Neuer Tonfall, alte Politik
»Françafrique« lebt weiter.
Emmanuel Macron bemüht sich um eine – im Vergleich zu früheren Zeiten – veränderte Rhetorik und Gestik im Umgang mit dem afrikanischen Kontinent. Zu ihr zählt auch sein jüngster Vorstoß zur Rückgabe kolonialer Raubkunst aus Museen in Frankreich. Aber alle französischen Präsidenten seit bald zwanzig Jahren versprechen, es sei nun endgültig vorbei mit jenen neokolonialen Praktiken, die mit dem Begriff »Françafrique« bezeichnet werden. Derlei, heißt es stets, habe es einmal gegeben, bis vor Kurzem sogar. Aber eben – jeweils – nur bis gestern!
So tief wie behauptet ist der Bruch mit dem »Alten« auch unter Macron nicht, obwohl er der erste Amtsinhaber ist, der deutlich nach der »klassischen« Kolonialära geboren wurde. Macrons letzte Reise nach Afrika führte ihn ab dem 22. Dezember 2018 nach Tschad, wo er mit dort stationierten französischen Soldaten Weihnachten feierte. Das zentralafrikanische Land wird durch von einer der blutigsten und repressivsten Diktaturen des Kontinents beherrscht, unter dem 1990 ins Amt geputschten und seitdem regierenden Idriss Déby Itno. Zuletzt wurde am 12. Dezember der Oppositionelle Oumar Hissein gefoltert und ermordet. An diesem Samstag erinnert in Paris eine Demonstration daran.

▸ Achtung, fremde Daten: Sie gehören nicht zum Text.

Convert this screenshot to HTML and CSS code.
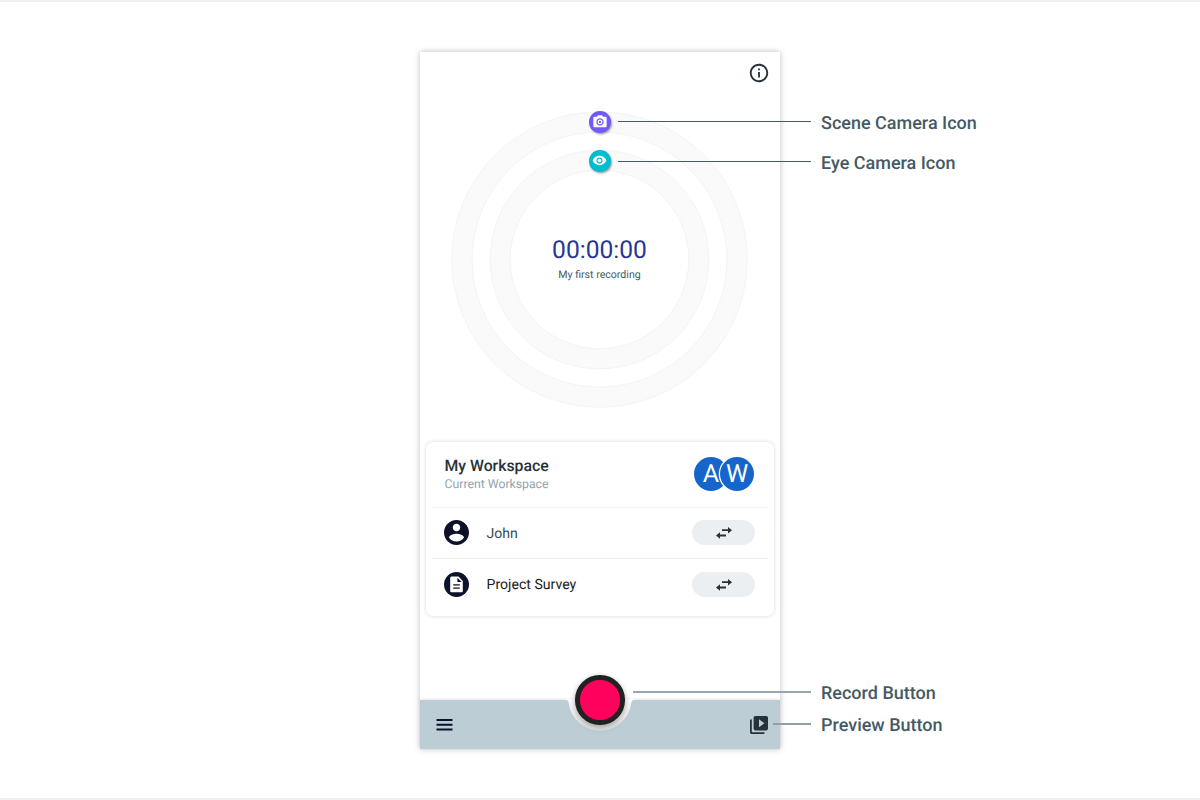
FILE: index.html
```html
<!DOCTYPE html>
<html lang="en">
<head>
<meta charset="utf-8">
<title>Recording app</title>
<link rel="stylesheet" href="styles.css">
</head>
<body>
<main class="stage">
  <section class="phone">
    <header class="topbar">
      <svg class="icon-info" viewBox="0 0 24 24"><path d="M11 7h2v2h-2zm0 4h2v6h-2zm1-9C6.480 2 2 6.480 2 12s4.480 10 10 10 10-4.480 10-10S17.520 2 12 2zm0 18c-4.410 0-8-3.590-8-8s3.590-8 8-8 8 3.590 8 8-3.590 8-8 8z"/></svg>
    </header>
    <div class="dial">
      <svg class="rings" viewBox="0 0 298 298">
        <circle class="band" cx="148.500" cy="149.500" r="137.700"/>
        <circle class="band" cx="148.500" cy="149.500" r="99.300"/>
        <circle class="edge" cx="148.500" cy="149.500" r="147.700"/>
        <circle class="edge" cx="148.500" cy="149.500" r="127.500"/>
        <circle class="edge" cx="148.500" cy="149.500" r="109.300"/>
        <circle class="edge" cx="148.500" cy="149.500" r="89.300"/>
      </svg>
      <span class="badge scene"><svg viewBox="0 0 24 24"><path d="M9 2L7.170 4H4c-1.100 0-2 .9-2 2v12c0 1.100.9 2 2 2h16c1.100 0 2-.9 2-2V6c0-1.100-.9-2-2-2h-3.170L15 2H9zm3 15.500c-3 0-5.500-2.500-5.500-5.500s2.500-5.500 5.500-5.500 5.500 2.500 5.500 5.500-2.500 5.500-5.500 5.500z"/><circle class="lens" cx="12" cy="12" r="2.700"/></svg></span>
      <span class="badge eye"><svg viewBox="0 0 24 24"><path d="M12 4.500C7 4.500 2.730 7.610 1 12c1.730 4.390 6 7.500 11 7.500s9.270-3.110 11-7.500c-1.730-4.390-6-7.500-11-7.500zM12 17c-2.760 0-5-2.240-5-5s2.240-5 5-5 5 2.240 5 5-2.240 5-5 5zm0-8c-1.660 0-3 1.340-3 3s1.340 3 3 3 3-1.340 3-3-1.340-3-3-3z"/></svg></span>
      <div class="readout">
        <div class="time">00:00:00</div>
        <div class="recording">My first recording</div>
      </div>
    </div>
    <section class="card">
      <div class="row workspace">
        <div class="names">
          <div class="title">My Workspace</div>
          <div class="subtitle">Current Workspace</div>
        </div>
        <div class="avatars"><span class="avatar first">A</span><span class="avatar second">W</span></div>
      </div>
      <div class="row wearer">
        <svg class="row-icon" viewBox="2 2 20 20"><path d="M12 2C6.480 2 2 6.480 2 12s4.480 10 10 10 10-4.480 10-10S17.520 2 12 2zm0 3c1.660 0 3 1.340 3 3s-1.340 3-3 3-3-1.340-3-3 1.340-3 3-3zm0 14.200c-2.500 0-4.710-1.280-6-3.220.03-1.990 4-3.080 6-3.080 1.990 0 5.970 1.090 6 3.080-1.290 1.940-3.500 3.220-6 3.220z"/></svg>
        <span class="label">John</span>
        <span class="swap"><svg viewBox="0 0 16 12"><path d="M12 0l4 3.200-4 3.200V4.100H6V2.300h6zM4 5.300v2.300h6v1.800H4v2.300L0 8.500z"/></svg></span>
      </div>
      <div class="row template">
        <svg class="row-icon" viewBox="0 0 25 25"><circle cx="12.500" cy="12.500" r="12.500"/><path class="paper" d="M7.800 4.500h6.700l4.300 4.400v10c0 .9-.6 1.400-1.400 1.400H7.600c-.9 0-1.400-.6-1.400-1.400V6c0-.9.7-1.500 1.600-1.500z"/><path d="M13.400 5.700v4.300h4.300zM9.200 12.200h6.600v1.400H9.200zM9.200 15.400h6.600v1.400H9.200z"/></svg>
        <span class="label dark">Project Survey</span>
        <span class="swap"><svg viewBox="0 0 16 12"><path d="M12 0l4 3.200-4 3.200V4.100H6V2.300h6zM4 5.300v2.300h6v1.800H4v2.300L0 8.500z"/></svg></span>
      </div>
    </section>
    <footer class="bottombar">
      <svg class="menu" viewBox="0 0 17 12"><path d="M.5 0h16v2H.5zM.5 4.700h16v2H.5zM.5 9.400h16v2H.5z"/></svg>
      <svg class="notch" viewBox="0 0 70 35"><defs><linearGradient id="cup" x1="0" y1="0" x2="0" y2="1"><stop offset="0" stop-color="#fff"/><stop offset=".45" stop-color="#f0f0f0"/><stop offset="1" stop-color="#dfe0e0"/></linearGradient></defs><path fill="url(#cup)" d="M0 0Q3.200.4 3.800 4.500A31.500 31.500 0 0 0 66.200 4.500Q66.800.4 70 0z"/></svg>
      <span class="record"></span>
      <svg class="library" viewBox="2 2 20 20"><path d="M4 6H2v14c0 1.100.9 2 2 2h14v-2H4V6zm16-4H8c-1.100 0-2 .9-2 2v12c0 1.100.9 2 2 2h12c1.100 0 2-.9 2-2V4c0-1.100-.9-2-2-2zm-8 12.500v-9l6 4.500-6 4.500z"/></svg>
    </footer>
  </section>
  <div class="callout c-scene"><i></i><span>Scene Camera Icon</span></div>
  <div class="callout c-eye"><i></i><span>Eye Camera Icon</span></div>
  <div class="callout c-record"><i></i><span>Record Button</span></div>
  <div class="callout c-preview"><i></i><span>Preview Button</span></div>
</main>
</body>
</html>
```
FILE: styles.css
```css
* { box-sizing: border-box; }
body { margin: 0; background: #fff; font-family: Roboto, sans-serif; color: #263238; text-rendering: geometricPrecision; }
svg { display: block; fill: currentColor; }
.stage {
  position: relative;
  height: 800px;
  padding-top: 50px;
  border-top: 2px solid #eee;
  border-bottom: 2px solid #eee;
  display: flex;
  justify-content: center;
  align-items: flex-start;
}
.phone {
  width: 360px;
  height: 697px;
  display: flex;
  flex-direction: column;
  background: #fff;
  box-shadow: 0 0 6px rgba(0, 0, 0, .26);
}
.topbar { height: 58px; padding: 10px 10px 0 0; display: flex; justify-content: flex-end; }
.icon-info { width: 22px; height: 22px; }
.dial { position: relative; height: 298px; width: 298px; margin-left: 31px; display: flex; justify-content: center; }
.rings { position: absolute; inset: 0; width: 298px; height: 298px; fill: none; }
.band { stroke: #fafafa; stroke-width: 20; }
.edge { stroke: #f4f4f4; stroke-width: 1; }
.badge {
  position: absolute;
  left: 138px;
  width: 21.500px;
  height: 21.500px;
  border-radius: 50%;
  color: #fff;
  display: flex;
  align-items: center;
  justify-content: center;
  box-shadow: 1px 1.500px 2px rgba(0, 0, 0, .35);
}
.badge svg { width: 15px; height: 15px; }
.scene svg { width: 16px; height: 16px; }
.lens { fill: none; stroke: #fff; stroke-width: 2; }
.scene { top: 1px; background: #7059f6; }
.eye { top: 40px; background: #00bcd0; }
.readout { position: relative; left: -.5px; padding-top: 125px; text-align: center; }
.time { font-size: 24.600px; line-height: 32px; color: #283593; }
.recording { margin-top: 1px; font-size: 10.600px; line-height: 14px; color: #455a64; }
.card {
  width: 348px;
  height: 174px;
  margin: 34px 6px 0;
  padding: 0 6px;
  border-radius: 7px;
  background: #fff;
  box-shadow: 0 0 4px rgba(0, 0, 0, .15);
}
.row { display: flex; align-items: center; padding: 0 13px 0 12px; }
.workspace { height: 65.500px; padding-right: 14px; border-bottom: 1px solid #f3f4f4; justify-content: space-between; }
.title { font-size: 15.800px; line-height: 20px; font-weight: 500; }
.names { margin-left: .5px; }
.subtitle { margin-top: 1px; font-size: 12.250px; line-height: 15px; color: #90a4ae; }
.avatars { display: flex; }
.avatar { width: 34px; height: 34px; border-radius: 50%; background: #1565cb; color: #fff; font-size: 25px; line-height: 36px; text-align: center; }
.second { margin-left: -8px; box-shadow: 0 0 0 1.300px #fff; }
.wearer { height: 51.500px; border-bottom: 1px solid #e9eef1; }
.template { height: 51px; }
.row-icon { width: 25px; height: 25px; margin-right: 17.500px; color: #0d122b; }
.paper { fill: #fff; }
.label { flex: 1; padding-top: 2px; font-size: 14.100px; color: #37474f; }
.dark { padding-top: 1px; color: #212121; }
.swap { width: 63px; height: 25px; border-radius: 13px; background: #eceff1; display: flex; align-items: center; justify-content: center; }
.swap svg { width: 16px; height: 12px; }
.bottombar {
  position: relative;
  height: 49px;
  margin-top: auto;
  padding: 0 12px 0 16px;
  background: #bdcdd6;
  display: flex;
  align-items: center;
  justify-content: space-between;
  box-shadow: 0 -1px 2px rgba(0, 0, 0, .1);
}
.menu { width: 17px; height: 12px; color: #0d122b; }
.library { width: 18px; height: 18px; }
.notch { position: absolute; left: 145px; top: -1px; width: 70px; height: 35px; }
.record {
  position: absolute;
  left: 155px;
  top: -25px;
  width: 49.500px;
  height: 49.500px;
  border-radius: 50%;
  border: 5.500px solid #212121;
  background: #ff005c;
  box-shadow: 0 2px 6px rgba(0, 0, 0, .32);
}
.callout { position: absolute; right: 0; height: 22px; display: flex; align-items: center; color: #455a64; font-size: 18px; line-height: 22px; font-weight: 500; }
.callout i { position: relative; top: -1px; height: 1px; background: #455a64; margin-right: 10px; }
.callout span { width: 379px; padding-top: 2px; }
.c-scene { top: 110px; }
.c-eye { top: 150px; }
.c-scene i, .c-eye i { top: -2px; width: 193px; }
.c-record { top: 680px; }
.c-record i { width: 178px; height: 2px; background: #98a7af; }
.c-preview { top: 712px; }
.c-preview i { width: 38px; height: 2px; background: #8fa0a9; }
```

In Tschad befindet sich seit Ende 2014 auch das Hauptquartier der französischen Saheltruppe »Operation Barkhane« mit über 4000 Soldaten. Dafür interessierte sich der Präsident bei seinem Besuch, nicht für Menschenrechtsverletzungen. Wie auch der französische Auslandssender Radio France Internationale (RFI) am 22. Dezember berichtete, beschwerte sich die tschadische Opposition – quer über Parteigrenzen hinweg – über den Besuch, der den Machthaber in N’Djamena stärke. Der Schriftsteller Thomas Dietrich sprach in der Pariser Zeitung »Libération« von einer »politischen und moralischen Verfehlung« Macrons. Mit seinem Besuch trat dieser direkt in die Fußstapfen seines rechten Amtsvorgängers Nicolas Sarkozy. Der hatte im Februar 2008 ebenfalls Tschad besucht und ebenfalls diese Truppe. Das gab zu ähnlichen Diskussionen Anlass.
Zuvor hatte Macron sich sehr bemüht, sich in Afrika vom Image seiner Vorgänger abzusetzen. Das gelang zunächst in jener viel zitierten Rede vom November 2017 in Ouagdadougou. Der Auftritt war viel geschickter als etwa der von Sarkozy, dessen Antritt auf dem Kontinent – der »Discours de Dakar« von 2007 – peinlich war: Inmitten der modernen Hauptstadt Senegals hatte Sarkozy gesagt, »der afrikanische Mensch« sei noch nicht »genügend in die Geschichte eingetreten«. Gebe es doch für »den afrikanischen Bauern nur den zeitlosen Wechsel der Jahreszeiten«.
Macrons Berater vermieden einen solchen Skandal. Im Vorfeld veranstalteten sie ein »Micro-Trottoir« – eine offene Umfrage – in der jungen Bevölkerung von Ouagadougou. In der Rede kam Macron mit Ausführungen zu Alltagsproblemen und allerlei Witzchen sympathisch herüber. Auch wenn sein Auftritt ein wenig so wirkte, als betrachte er die Anliegen junger Menschen in Burkina Faso noch immer als Innenpolitik.
Letztendlich wird es aber weniger auf Macrons Umgangsformen ankommen als vielmehr auf die Realität der politischen und ökonomischen sowie militärischen Aktivitäten Frankreichs in seinem Einflussgebiet aus Kolonialzeiten. Bei all dem kündigt sich bislang kein Wandel an.